Open xdfy opened 2 years ago
Hey @xdfy, I read your draft and in particular agree with section 2.1. That's the motivation behind the HEADERS
frame, although a better name would be RELAY
since that's the intended usage. My general philosophy is that relays should default to being dumb (ex. a generic QUIC proxy) but have the potential to augment their behavior based on easy to parse content.
I completely agree that we need a way of supporting new behavior. There's a few different options, like versioning the protocol, negotiating extensions in the handshake, or just adding new fields to existing frames (ex. HTTP headers). This section of the draft is completely missing at the moment and I don't have any insight on the best approach.
Thanks @kixelated.
For "default behavior" (or endpoint-driven behavior), the endpoint can enable or improve relay behavior by placing certain metadata in HEADERS, and it appropriate for a class of relays (including CDN caches). All the endpoints need to know is that, probably, there are some relays on the path that can use certain metadata to provide a common type of service, similarly to what is done with HTTP caching metadata. Protocol versioning seems appropriate to add new metadata in this case.

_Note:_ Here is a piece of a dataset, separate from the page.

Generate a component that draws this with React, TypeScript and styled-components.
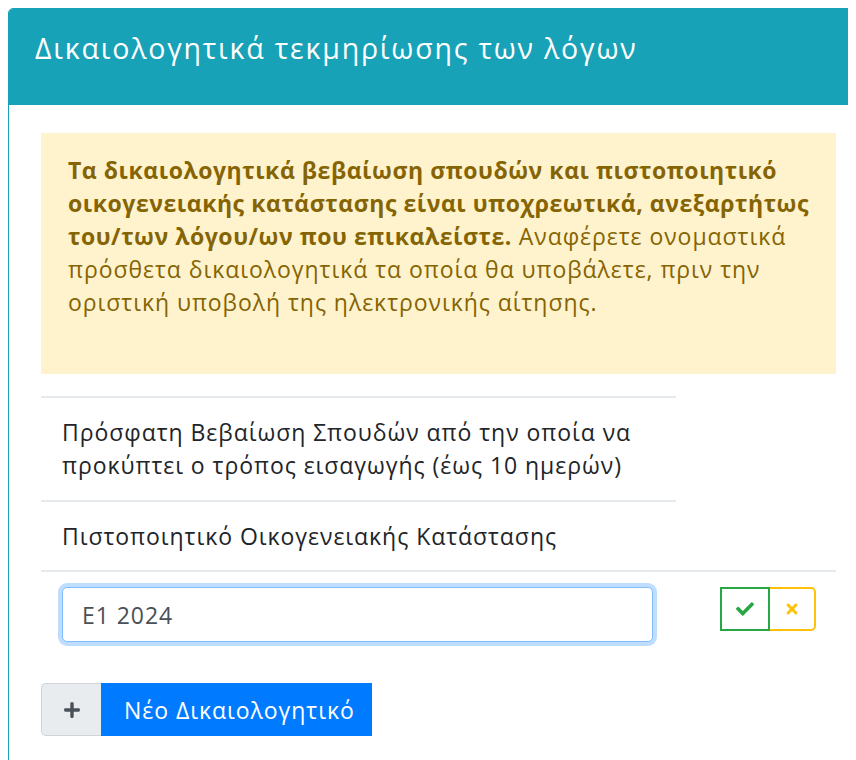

For non-default (or more specialized) behavior, using (simple) extension negotiation enables driving endpoints decision to set, or not, metadata to obtain a service. For example, XR support in wireless networks is rather specialized. Without extension information, to make use of this feature, a server would have to set the necessary metadata on all streams, since in general any stream can be carried over a wireless access network. Exchanging extension information can tell the server whether or not this metadata is needed.
A fully endpoint-driven behavior seems to align with the HTTP approach very well (which is the general philosophy you mentioned, I believe). We could always say, for example, that all XR clients/servers MOQ implementations will define their own default behavior, which is to send metadata that enables XR support through MOQ relays. On the other side, using extension negotiation clarifies interworking between network/relay and endpoints. For example, a client or server could detect early on that there is little chance that QoS will be acceptable, rather than try and get bad service. To conclude, I don't have a final argument here (between fully endpoint-driven or supporting both) and getting feedback from others in the community would be useful.
Hi @kixelated, after thinking further about it, the distinction I proposed earlier is probably not needed. Even more specialized/niche relays like the one I mentioned for XR can use the HTTP-like model in your protocol design. I guess the idea is that the endpoint should, based on context (application type, server location, type of client device, etc.) determine the type of metadata that it should send to get the best service. It does not preclude the client or relay from giving a hint to the server, but that could be considered outside of the scope of the MOQ protocol (and, again, probably not needed in general).
It could help to add some text on relays support and extension. I'll try to provide some input there, from draft-defoy-moq-relay-network-handling. You may want to look at this draft for more context (this draft considers both stream-based and datagram-based MOQ, but it becomes simpler here because we are only using streams).